As the court case is still ongoing, Orem City Attorney Greg Stephens declined to discuss the details of the matter.
“I can tell you there is a huge discrepancy between what they feel the facts are and what we feel the facts are,” he said.
Next steps in the case
Katie Steffey, the attorney for Northgate, chuckled when she quoted the phrase “the wheels of justice grind slowly.”
“This is the extreme of that,” she said. “It’s frustrating for our client. They would like to be able to move forward and get this resolved.”
Right now, both sides are waiting on the Supreme Court decision on whether or not Northgate can use their expert witnesses. The ruling could happen anytime between six months and a year.
Legal fees continue to pile up the longer the case drags on. The lengthy court case also impacts the memories of those called on to testify.

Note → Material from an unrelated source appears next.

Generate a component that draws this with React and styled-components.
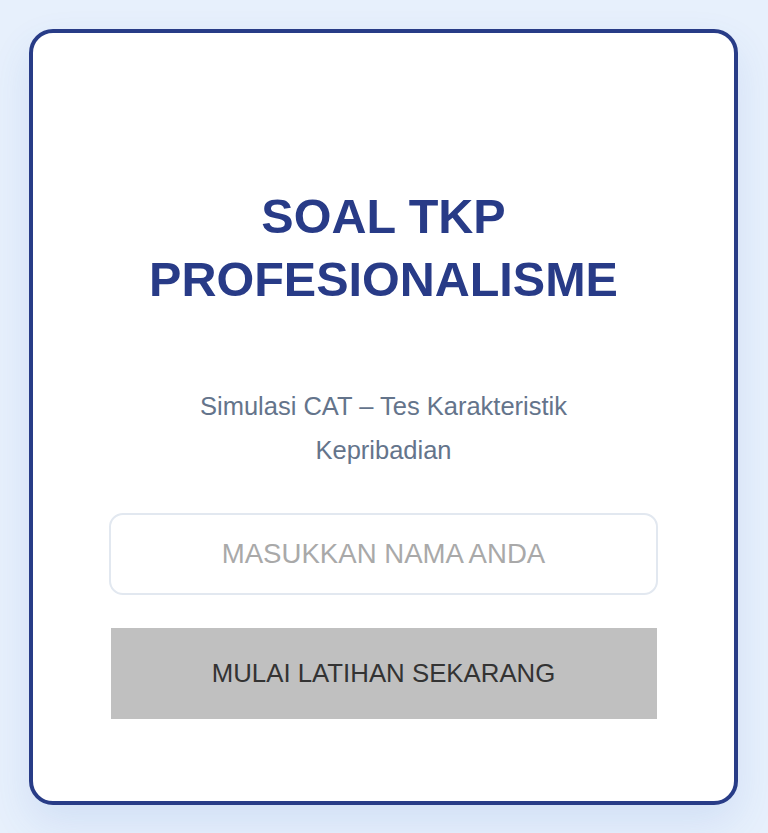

At one point, Northgate filed to move the court case out of Utah County because Steffey worried the jury trial would struggle to be impartial.
“There are certain factors you want to consider when you have a jury. One of them is you don’t want them to be able to go and do independent investigations on their own,” she explained. “You don’t want them to go and look at the site and do their own investigation because that’s not the evidence that is presented at the trial.”
But since the judge denied the motion, she expects the case to be tried in 4th District Court in Provo.
“We want to go forward. We think we’ve got the law on our side,” she said. “We think we’ve got the facts on our side and we want to be able to present to a jury.”